In his book Judaism in a Digital Age, Danny Schiff challenges the conventional wisdom that Reform and Conservative Judaism face steeply declining membership because their leaders have been either too strict or too lenient, offering an alternative explanation. Rabbi David Wolpe elaborates in his review:
[The liberal denominations] were created in the 19th century to answer a question Jews no longer need to ask: how do we become modern? Or to take [a] 20th-century version of the question: how do we become American? . . . [B]y the late 20th century, liberal Jews took America for granted (my immigrant congregants notwithstanding). The primary default identity was no longer Jewish; it was American—and thoroughly modern.
Schiff, an ordained Reform rabbi, believes that Judaism must now respond to an entirely different set of questions, arising from the Internet, artificial intelligence, and other new technologies. Wolpe writes:
Schiff’s answer is surely right in its broad outlines. He knows that the core elements of Jewish life—“engaging with God, Torah, Israel, Jewish law, and Jewish time, as translated into patterns of living structured by mitzvah, halakhah, and mores”—must endure for there to be authentic Judaism. But the future can be energized, he suggests, not simply by reiterating the centrality of old forms of Jewish practice but by applying Jewish ideas to emerging ethical concerns.
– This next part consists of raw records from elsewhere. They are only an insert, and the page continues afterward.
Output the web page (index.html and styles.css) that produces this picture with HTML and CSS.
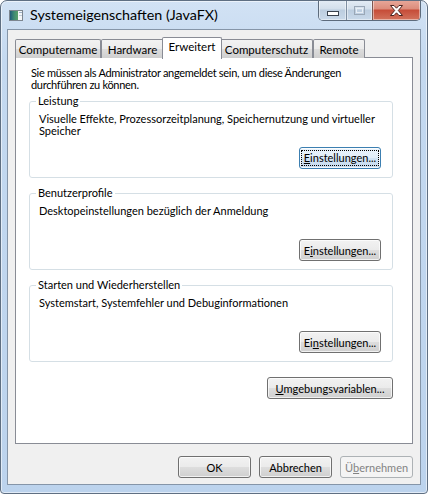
FILE: index.html
```html
<!DOCTYPE html>
<html lang="de">
<head>
<meta charset="utf-8">
<title>Systemeigenschaften (JavaFX)</title>
<link rel="stylesheet" href="styles.css">
</head>
<body>
<div class="window">
  <div class="titlebar">
    <svg class="app-icon" width="14" height="11" viewBox="0 0 14 11">
      <defs>
        <linearGradient id="ig" x1="0" y1="0" x2="1" y2="0">
          <stop offset="0" stop-color="#1f5a7a"/>
          <stop offset="0.5" stop-color="#3d8a73"/>
          <stop offset="1" stop-color="#5aa06a"/>
        </linearGradient>
      </defs>
      <rect x="0.5" y="0.5" width="13" height="10" fill="#f4f6f8" stroke="#7d8690"/>
      <rect x="1" y="1" width="8" height="9" fill="url(#ig)"/>
      <rect x="10" y="2" width="3" height="1" fill="#9fb3c6"/>
      <rect x="10" y="5" width="3" height="1" fill="#c0ccd8"/>
    </svg>
    <span class="title">Systemeigenschaften (JavaFX)</span>
    <div class="caption">
      <div class="cbtn cmin">
        <svg width="12" height="5" viewBox="0 0 12 5"><rect x="0.5" y="0.5" width="11" height="4" fill="#fff" stroke="#39424e"/></svg>
      </div>
      <div class="cbtn cmax">
        <svg width="11" height="9" viewBox="0 0 11 9"><rect x="0.5" y="0.5" width="10" height="8" fill="none" stroke="#9aa7b6"/><rect x="2.5" y="2.5" width="6" height="4" fill="none" stroke="#e8eef5"/></svg>
      </div>
      <div class="cbtn cclose">
        <svg width="15" height="11" viewBox="0 0 15 11"><path d="M1.5 0.5 L5 0.5 L7.5 3.2 L10 0.5 L13.5 0.5 L9.3 5.5 L13.5 10.5 L10 10.5 L7.5 7.8 L5 10.5 L1.5 10.5 L5.7 5.5 Z" fill="#fff" stroke="#4a2420" stroke-width="1" stroke-linejoin="round"/></svg>
      </div>
    </div>
  </div>
  <div class="client">
    <div class="tabs">
      <div class="tab t1">Computername</div>
      <div class="tab t2">Hardware</div>
      <div class="tab t3 active">Erweitert</div>
      <div class="tab t4">Computerschutz</div>
      <div class="tab t5">Remote</div>
    </div>
    <div class="panel">
      <p class="intro">Sie müssen als Administrator angemeldet sein, um diese Änderungen<br>durchführen zu können.</p>
      <fieldset class="group">
        <legend>Leistung</legend>
        <div class="group-body">
          <p class="desc">Visuelle Effekte, Prozessorzeitplanung, Speichernutzung und virtueller<br>Speicher</p>
          <button class="btn set focused" type="button"><span class="focus-ring"><u>E</u>instellungen...</span></button>
        </div>
      </fieldset>
      <fieldset class="group">
        <legend>Benutzerprofile</legend>
        <div class="group-body">
          <p class="desc">Desktopeinstellungen bezüglich der Anmeldung</p>
          <button class="btn set" type="button">E<u>i</u>nstellungen...</button>
        </div>
      </fieldset>
      <fieldset class="group">
        <legend>Starten und Wiederherstellen</legend>
        <div class="group-body">
          <p class="desc">Systemstart, Systemfehler und Debuginformationen</p>
          <button class="btn set" type="button">Ei<u>n</u>stellungen...</button>
        </div>
      </fieldset>
      <div class="env-row">
        <button class="btn env" type="button"><u>U</u>mgebungsvariablen...</button>
      </div>
    </div>
    <div class="footer">
      <button class="btn dlg" type="button">OK</button>
      <button class="btn dlg" type="button">Abbrechen</button>
      <button class="btn dlg" type="button" disabled>Ü<u>b</u>ernehmen</button>
    </div>
  </div>
</div>
</body>
</html>
```

FILE: styles.css
```css
html, body {
  margin: 0;
  padding: 0;
  background: #ffffff;
}

body {
  font-family: Lato, "Open Sans", sans-serif;
  font-size: 11px;
  color: #000;
}

.window {
  width: 428px;
  height: 494px;
  box-sizing: border-box;
  border: 1px solid #5f6f82;
  border-radius: 7px 7px 4px 4px;
  background: linear-gradient(180deg, #d2e2f4 0px, #c4d9f0 60px, #bcd3ed 100%);
  box-shadow: inset 0 0 0 1px rgba(255, 255, 255, 0.55);
  display: flex;
  flex-direction: column;
  overflow: hidden;
}

/* title bar */
.titlebar {
  height: 28px;
  flex: none;
  display: flex;
  align-items: flex-start;
}

.app-icon {
  margin: 9px 0 0 8px;
  flex: none;
}

.title {
  margin: 5px 0 0 7px;
  font-size: 14.3px;
  line-height: 17px;
  color: #000;
}

.caption {
  margin-left: auto;
  margin-right: 6px;
  margin-top: -1px;
  display: flex;
  height: 20px;
  border: 1px solid #5d6b7c;
  border-top: none;
  border-radius: 0 0 5px 5px;
  overflow: hidden;
}

.cbtn {
  display: flex;
  align-items: center;
  justify-content: center;
  height: 100%;
  box-shadow: inset 0 0 0 1px rgba(255, 255, 255, 0.45);
}

.cmin {
  width: 27px;
  background: linear-gradient(180deg, #e4ecf5 0%, #d3dfeb 45%, #bccddf 50%, #c9d9ea 100%);
  border-right: 1px solid #7f8fa2;
}

.cmin svg {
  margin-top: 7px;
}

.cmax {
  width: 25px;
  background: linear-gradient(180deg, #e4ecf5 0%, #d3dfeb 45%, #bccddf 50%, #c9d9ea 100%);
  border-right: 1px solid #7f5650;
}

.cclose {
  width: 47px;
  background: linear-gradient(180deg, #e8a99b 0%, #dc8c7b 45%, #c64c38 50%, #d2735d 100%);
}

/* client area */
.client {
  flex: 1;
  margin: 0 6px 8px 6px;
  border: 1px solid #8595a8;
  background: #f0f0f0;
  padding: 7px 7px 0 7px;
  display: flex;
  flex-direction: column;
  min-height: 0;
}

.tabs {
  display: flex;
  align-items: flex-end;
  height: 21px;
  flex: none;
  position: relative;
  z-index: 1;
  margin-bottom: -1px;
}

.tab {
  box-sizing: border-box;
  height: 19px;
  border: 1px solid #898c95;
  border-bottom: none;
  border-radius: 2px 2px 0 0;
  background: linear-gradient(180deg, #f2f2f2 0%, #ebebeb 50%, #dddddd 50%, #cfcfcf 100%);
  font-size: 11.5px;
  line-height: 19px;
  text-align: center;
  margin-right: -1px;
  white-space: nowrap;
}

.tab.active {
  height: 22px;
  background: #ffffff;
  line-height: 18px;
  position: relative;
  z-index: 2;
  margin-left: -1px;
  margin-right: -2px;
  margin-bottom: -1px;
}

.t1 { width: 86px; }
.t2 { width: 63px; margin-left: 1px; }
.t3 { width: 60px; }
.t4 { width: 93px; }
.t5 { width: 52px; margin-left: 1px; }

.panel {
  box-sizing: border-box;
  height: 387px;
  flex: none;
  border: 1px solid #898c95;
  background: #ffffff;
  padding: 9px 19px 0 13px;
}

.intro {
  margin: 0 0 4px 2px;
  line-height: 12px;
  letter-spacing: -0.3px;
}

.group {
  margin: 0;
  padding: 0 11px 8px 9px;
  border: 1px solid #d5dfe5;
  border-radius: 3px;
  min-width: 0;
}

.group + .group {
  margin-top: 9px;
}

.group legend {
  padding: 0 2px;
  margin-left: -3px;
  line-height: 12px;
}

.group-body {
  height: 56px;
  padding-top: 6px;
  display: flex;
  flex-direction: column;
}

.desc {
  margin: 0;
  line-height: 12px;
}

.btn {
  box-sizing: border-box;
  height: 22px;
  border: 1px solid #707070;
  border-radius: 3px;
  background: linear-gradient(180deg, #f2f2f2 0%, #ebebeb 48%, #dddddd 52%, #cfcfcf 100%);
  box-shadow: inset 0 0 0 1px rgba(255, 255, 255, 0.7);
  font-family: Lato, "Open Sans", sans-serif;
  font-size: 11px;
  color: #000;
  padding: 0;
  display: flex;
  align-items: center;
  justify-content: center;
}

.btn u {
  text-underline-offset: 1px;
}

.set {
  width: 82px;
  margin-top: auto;
  align-self: flex-end;
}

.focused {
  border-color: #3c7fb1;
  background: linear-gradient(180deg, #eaf3fb 0%, #e2eef9 48%, #d2e3f3 52%, #c4d9ee 100%);
  box-shadow: inset 0 0 0 1px rgba(255, 255, 255, 0.8);
}

.focus-ring {
  border: 1px dotted #000;
  padding: 1px 2px;
  line-height: 12px;
}

.env-row {
  display: flex;
  justify-content: flex-end;
  margin-top: 15px;
}

.env {
  width: 126px;
}

.footer {
  display: flex;
  justify-content: flex-end;
  gap: 8px;
  padding-top: 12px;
}

.dlg {
  width: 73px;
}

.btn:disabled {
  border-color: #adb2b5;
  background: #f4f4f4;
  box-shadow: none;
  color: #838383;
}
```
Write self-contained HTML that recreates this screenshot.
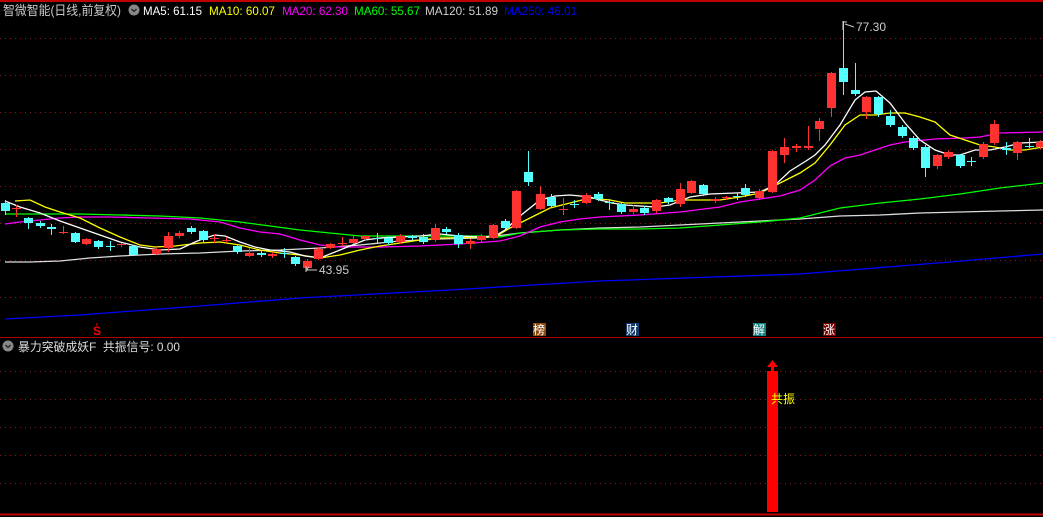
<!DOCTYPE html>
<html><head><meta charset="utf-8"><style>
html,body{margin:0;padding:0;background:#000;width:1043px;height:517px;overflow:hidden}
svg{display:block}
text{font-family:"Liberation Sans","Noto Sans CJK SC",sans-serif}
</style></head><body>
<svg id="s" width="1043" height="517" xmlns="http://www.w3.org/2000/svg">
<rect width="1043" height="517" fill="#000"/>
<line x1="0" y1="1" x2="1043" y2="1" stroke="#c00000" stroke-width="2"/>
<g stroke="#8a1a1a" stroke-width="1" stroke-dasharray="1,4">
<line x1="0" y1="38.5" x2="1043" y2="38.5"/><line x1="0" y1="75.5" x2="1043" y2="75.5"/>
<line x1="0" y1="112.5" x2="1043" y2="112.5"/><line x1="0" y1="149.5" x2="1043" y2="149.5"/>
<line x1="0" y1="186.5" x2="1043" y2="186.5"/><line x1="0" y1="223.5" x2="1043" y2="223.5"/>
<line x1="0" y1="260.5" x2="1043" y2="260.5"/><line x1="0" y1="297.5" x2="1043" y2="297.5"/>
<line x1="0" y1="371.5" x2="1043" y2="371.5"/><line x1="0" y1="399.5" x2="1043" y2="399.5"/>
<line x1="0" y1="427.5" x2="1043" y2="427.5"/><line x1="0" y1="455.5" x2="1043" y2="455.5"/>
<line x1="0" y1="483.5" x2="1043" y2="483.5"/>
</g>
<line x1="0" y1="337.5" x2="1043" y2="337.5" stroke="#b00000" stroke-width="1"/>
<line x1="0" y1="514.5" x2="1043" y2="514.5" stroke="#c00000" stroke-width="2"/>
<g id="ma" fill="none" stroke-width="1.3"></g>
<g id="cd"></g>
<text x="3" y="15" fill="#c8c8c8" font-size="13" textLength="118" lengthAdjust="spacingAndGlyphs">智微智能(日线,前复权)</text>
<circle cx="134" cy="10" r="5.5" fill="#888"/><path d="M131.5 9 L134 11.5 L136.5 9" stroke="#222" stroke-width="1.3" fill="none"/>
<g font-size="12">
<text x="143" y="15" fill="#fff" textLength="59" lengthAdjust="spacingAndGlyphs">MA5: 61.15</text>
<text x="209" y="15" fill="#ff0" textLength="66" lengthAdjust="spacingAndGlyphs">MA10: 60.07</text>
<text x="282" y="15" fill="#f0f" textLength="66" lengthAdjust="spacingAndGlyphs">MA20: 62.30</text>
<text x="354" y="15" fill="#0f0" textLength="66" lengthAdjust="spacingAndGlyphs">MA60: 55.67</text>
<text x="425" y="15" fill="#ccc" textLength="73" lengthAdjust="spacingAndGlyphs">MA120: 51.89</text>
<text x="504" y="15" fill="#00f" textLength="73" lengthAdjust="spacingAndGlyphs">MA250: 46.01</text>
</g>
<text x="856" y="31" fill="#ccc" font-size="12">77.30</text>
<path d="M843 30 V21 M843 22 H847 M845 24 L854 27" stroke="#ccc" fill="none"/>
<text x="319" y="274" fill="#ccc" font-size="12">43.95</text>
<path d="M317 270 H306 M306 270 L309 267 M306 266 V272" stroke="#ccc" fill="none"/>
<text x="93" y="335" fill="#f00" font-size="12" font-weight="bold">S</text>
<line x1="97" y1="323" x2="97" y2="326" stroke="#f00"/>
<rect x="533" y="323" width="13" height="13" fill="#8a4a10"/><text x="533" y="334" fill="#fff" font-size="12">榜</text>
<rect x="626" y="323" width="13" height="13" fill="#123a6a"/><text x="626" y="334" fill="#fff" font-size="12">财</text>
<rect x="753" y="323" width="13" height="13" fill="#118080"/><text x="753" y="334" fill="#fff" font-size="12">解</text>
<rect x="823" y="323" width="13" height="13" fill="#7a0000"/><text x="823" y="334" fill="#fff" font-size="12">涨</text>
<circle cx="8" cy="346" r="5.5" fill="#888"/><path d="M5.5 345 L8 347.5 L10.5 345" stroke="#222" stroke-width="1.3" fill="none"/>
<text x="18" y="351" fill="#ddd" font-size="12" textLength="162" lengthAdjust="spacingAndGlyphs">暴力突破成妖F&#160;&#160;共振信号: 0.00</text>
<rect x="767" y="371" width="11" height="141" fill="#f00"/>
<rect x="771" y="363" width="3" height="8" fill="#f00"/>
<path d="M767 367 L772.5 360 L778 367 Z" fill="#f00"/>
<text x="771" y="403" fill="#ff0" font-size="12">共振</text>
</svg>
<script>
var NS="http://www.w3.org/2000/svg";
function pl(c,p){var e=document.createElementNS(NS,"polyline");e.setAttribute("points",p.map(function(a){return a.join(",")}).join(" "));e.setAttribute("stroke",c);document.getElementById("ma").appendChild(e);}
pl("#00f",[[5,319],[80,315],[200,306],[300,298],[450,290],[600,281],[800,274],[950,262],[1043,254]]);
pl("#ddd",[[5,262],[30,262],[60,261],[90,258],[120,256],[160,254],[200,253],[240,251],[280,250],[320,248],[360,245],[400,241],[440,239],[480,238],[520,233],[560,230],[600,228],[640,227],[680,225],[720,223],[760,221],[800,219],[840,216],[880,215],[920,213],[960,212],[1000,211],[1043,210]]);
pl("#0f0",[[5,214],[40,214],[80,214],[120,215],[160,216],[200,218],[240,222],[270,226],[300,230],[330,233],[360,236],[400,236],[440,236],[480,236],[500,237],[520,233],[560,230],[600,229],[640,229],[680,228],[720,225],[760,222],[800,218],[840,208],[880,203],[920,199],[960,194],[1000,188],[1043,183]]);
pl("#f0f",[[5,224],[20,222],[40,220],[60,218],[80,217],[110,217],[150,218],[190,219],[220,222],[240,228],[260,232],[280,234],[300,240],[320,245],[340,247],[380,247],[420,246],[460,244],[500,241],[520,236],[540,227],[560,222],[580,219],[600,217],[640,215],[680,212],[720,207],[740,202],[760,199],[780,196],[800,190],[815,180],[830,166],[845,158],[860,155],[875,150],[890,145],[905,142],[935,139],[965,138],[980,137],[1000,133],[1043,132]]);
pl("#ff0",[[15,201],[30,200],[45,207],[60,212],[80,218],[100,228],[120,237],[140,245],[155,247],[175,246],[200,243],[220,242],[240,245],[260,250],[280,253],[300,255],[320,258],[340,255],[360,250],[380,246],[400,243],[420,240],[440,238],[495,237],[510,228],[530,218],[550,208],[570,203],[590,198],[610,200],[625,203],[660,203],[680,200],[720,200],[740,197],[760,193],[780,183],[800,173],[815,163],[830,145],[845,125],[860,115],[875,115],[890,113],[905,113],[920,117],[935,122],[950,135],[965,140],[980,145],[995,147],[1010,150],[1025,150],[1043,147]]);
pl("#fff",[[5,201],[20,207],[40,213],[60,221],[80,228],[100,235],[120,242],[140,247],[160,250],[180,249],[195,242],[205,238],[215,235],[225,236],[240,242],[255,247],[270,250],[290,252],[305,256],[320,258],[335,252],[350,246],[365,240],[380,238],[420,236],[440,234],[460,236],[480,237],[495,236],[505,230],[520,216],[540,200],[555,196],[570,195],[590,197],[600,200],[612,203],[625,205],[655,207],[670,205],[690,197],[710,194],[760,192],[775,185],[790,171],[806,161],[815,155],[825,145],[840,125],[855,100],[865,92],[876,91],[890,103],[905,123],[920,140],[935,150],[950,155],[960,155],[975,150],[990,150],[1005,147],[1020,143],[1043,142]]);
var C=[[5,203,211,200,215,'c'],[16,208,209,205,217,'r'],[28,218,223,217,229,'c'],[40,223,226,221,228,'c'],[51,227,229,224,235,'c'],[63,232,233,226,234,'r'],[75,233,242,232,243,'c'],[86,239,244,238,245,'r'],[98,241,247,240,249,'c'],[110,246,246,241,251,'c'],[121,244,245,243,247,'r'],[133,246,255,245,256,'c'],[156,249,254,247,255,'r'],[168,236,248,232,252,'r'],[179,233,236,231,238,'r'],[191,228,232,226,234,'c'],[203,231,240,230,243,'c'],[214,238,239,234,243,'r'],[226,240,241,237,243,'r'],[237,246,252,244,254,'c'],[249,253,256,248,257,'r'],[261,253,255,250,257,'c'],[272,254,256,252,258,'r'],[284,253,253,248,258,'c'],[295,257,264,256,266,'c'],[307,261,268,259,270,'r'],[318,249,259,247,260,'r'],[330,244,248,243,249,'r'],[342,243,243,237,246,'r'],[353,239,243,236,244,'r'],[365,236,239,235,241,'r'],[377,238,238,233,243,'c'],[388,238,243,236,245,'c'],[400,236,242,234,244,'r'],[412,236,238,235,240,'c'],[423,237,242,234,244,'c'],[435,228,240,224,242,'r'],[446,229,232,227,234,'c'],[458,235,244,233,248,'c'],[470,241,244,239,249,'r'],[481,236,240,234,242,'r'],[493,225,238,224,239,'r'],[505,221,228,219,229,'c'],[516,191,228,190,229,'r'],[528,172,182,151,186,'c'],[540,194,209,186,210,'r'],[551,197,206,194,208,'c'],[563,209,210,198,215,'r'],[574,204,204,200,208,'c'],[586,195,203,193,204,'r'],[598,194,199,192,201,'c'],[609,202,202,199,210,'c'],[621,204,212,203,214,'c'],[633,209,212,205,214,'r'],[644,208,213,206,215,'c'],[656,200,211,199,213,'r'],[668,198,202,197,204,'c'],[680,189,204,183,207,'r'],[691,181,193,180,194,'r'],[703,185,194,184,196,'c'],[715,199,201,197,203,'r'],[726,197,198,196,200,'r'],[737,196,197,193,200,'c'],[745,188,195,184,197,'c'],[759,191,198,189,200,'r'],[772,151,192,150,193,'r'],[784,147,155,138,163,'r'],[796,146,148,144,152,'r'],[808,146,148,126,150,'r'],[819,121,129,118,141,'r'],[831,73,108,72,117,'r'],[843,68,82,21,95,'c'],[855,90,94,63,96,'c'],[866,97,112,96,119,'r'],[878,97,114,96,117,'c'],[890,116,125,110,127,'c'],[902,127,136,125,138,'c'],[913,138,148,136,150,'c'],[925,147,168,145,177,'c'],[937,155,166,154,169,'r'],[948,152,157,150,159,'r'],[960,155,166,154,168,'c'],[971,161,161,157,166,'c'],[983,144,157,142,159,'r'],[994,124,143,120,145,'r'],[1006,148,150,142,155,'c'],[1017,142,153,141,160,'r'],[1029,146,146,138,148,'c'],[1040,142,147,140,149,'r']];
var g=document.getElementById("cd");
C.forEach(function(a){var col=a[5]=='r'?'#ff3232':'#54ffff';
var l=document.createElementNS(NS,"line");l.setAttribute("x1",a[0]+.5);l.setAttribute("x2",a[0]+.5);l.setAttribute("y1",a[3]);l.setAttribute("y2",a[4]);l.setAttribute("stroke",col);g.appendChild(l);
var r=document.createElementNS(NS,"rect");r.setAttribute("x",a[0]-4);r.setAttribute("width",9);r.setAttribute("y",a[1]);r.setAttribute("height",Math.max(1,a[2]-a[1]));r.setAttribute("fill",col);g.appendChild(r);});
</script>
</body></html>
Judaism, he argues, must find ways to rearticulate and apply the values that emerge from its profound theological humanism in a future in which those values will be endangered. . . . He doesn’t, [however], tell us much about what Jewish texts and ideas should be drawn upon in answering these questions or why the postmodern world will require specifically Jewish answers.
Jewish traditions may indeed have important things to say in the transhumanist future, but first we non-Orthodox Jews have to get there—as Jews. And doing so may require worrying less about, say, the nanotechnology of even the near future and more about the conscious practice of mitzvot and study of Torah in the present.